Additionally, the Biden Administration could reverse the amendment made to SEC Rule 14a-8 under the Trump Administration. The amendment requires higher ownership thresholds for filing shareholder proposals; thus, it strips power from smaller shareholders.
by Courtney Lang, Guest Columnist
Consider adopting a compliance review for all ESG-related statements to confirm they are objectively supported with written evidence for each factual statement; most importantly, for statements related to performance. Although the new SEC Marketing Rule is not effective yet, this is a good practice to start to socialize.

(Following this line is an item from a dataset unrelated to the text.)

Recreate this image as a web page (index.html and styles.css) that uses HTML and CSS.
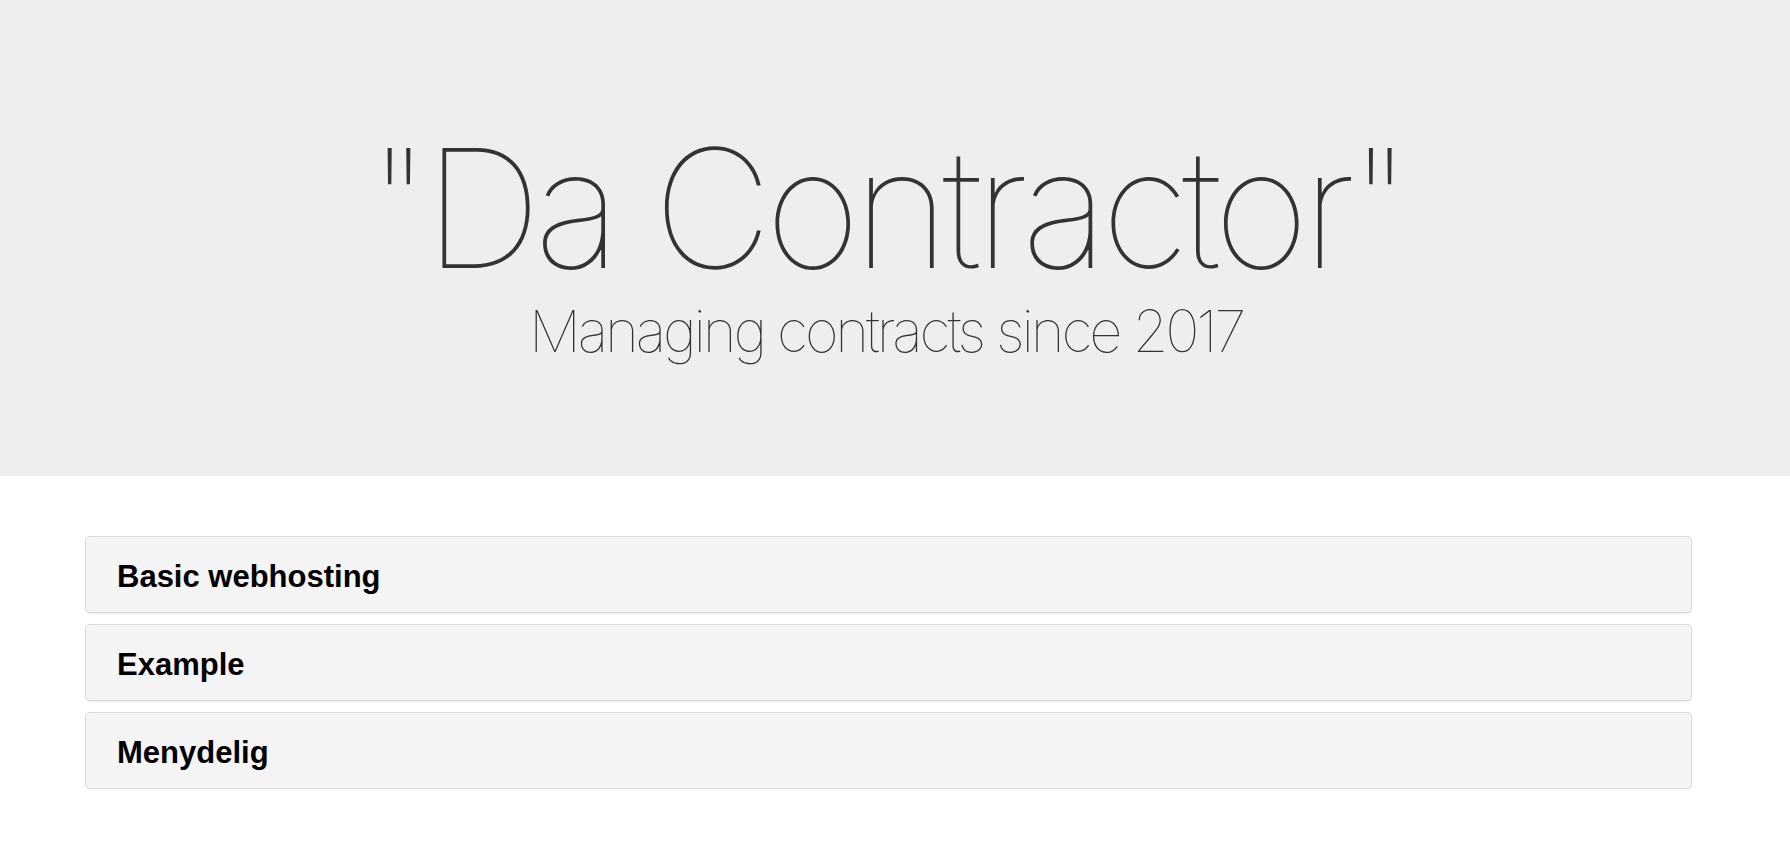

Data Governance and Marketing 

Use of data in marketing is another complex issue to watch in 2021. In addition to the new privacy regulation in California and on Capitol Hill, as mentioned above, the SEC recently released its new marketing rule. We encourage compliance and risk officers to consider a re-fresh (or creation) of a data map.  Requirements for use of data particularly for marketing will be easier to prioritize if there is a detailed map of current and anticipated use of data.
Interesting lessons from a recent French Data Protection Authority case highlighted below. The case provides good reminders about obtaining informed consent for use of cookies, the regulatory environment in Europe and the ease of investigations via public sites.
CNIL, the French data protection authority, issued fines totaling €135 million in a new ePrivacy directive case against Google LLC, Google Ireland and Amazon Europe. CNIL launched investigations into the companies’ cookies practices including the failure to obtain users’ consent to use and the failure to inform users about the right to object to the use of cookies. CNIL noted that the websites immediately dropped cookies upon a user’s visit to the Google and Amazon websites prior to communication concerning use of cookies and obtaining consent. Google and Amazon currently are under an injunction to comply within three (3) months of the December 7, 2020 order, and a penalty of €100,000 a day until compliance.

Regulatory Guidance

At the end of the year, we saw the continued momentum in fintech and blockchain led to developments about custody of digital assets and further approval of use for payments and settlements.

Custody of Digital Assets

Although the recent request for comment isn’t definitive, it is helpful for compliance officers considering safekeeping and custody of digital assets to read the “measures a broker-dealer can employ to comply with Rule 15c3-3 and mitigate these risks.” See page 8-13 for the 7 steps firms should consider. A compliance officer could review these mitigants with the business and rate controls against these proposals.  Custody Of Digital Assets

OCC Support for FinTech

The Office of the Comptroller of the Currency (OCC) published a letter clarifying national banks’ and federal savings associations’ authority to participate in independent node verification networks (INVN) and use stablecoins to conduct payment activities and other bank-permissible functions. OCC Guidance

Disclosures & Fees 

At the end of the year, the SEC settled several cases. Below is a highlight of one with a reminder that following the flow of funds and critically reviewing disclosures remains a priority.
In the Matter of Voya Financial Advisors, Inc. (Dec 21, 2020) the SEC alleges Voya violated Advisor Act Sections 206(2) and 206(4). It claims that Voya breached its duty by failing to disclose 1) it received 12b-1 fees on certain transactions and 2) was paid certain fees from an unaffiliated clearing broker for some transactions, and that it caused certain advisory clients to pay higher fees in the form of upfront fees when purchasing certain products, when the same products were offered with waived commission for other clients.
To settle the action, Voya agreed to implement several undertakings including hiring an
independent compliance consultant and notice to clients; it consented to entry of a cease-and-desist order and censure, as well as disgorgement of $11,547,820, $9 million in penalty and prejudgment interest.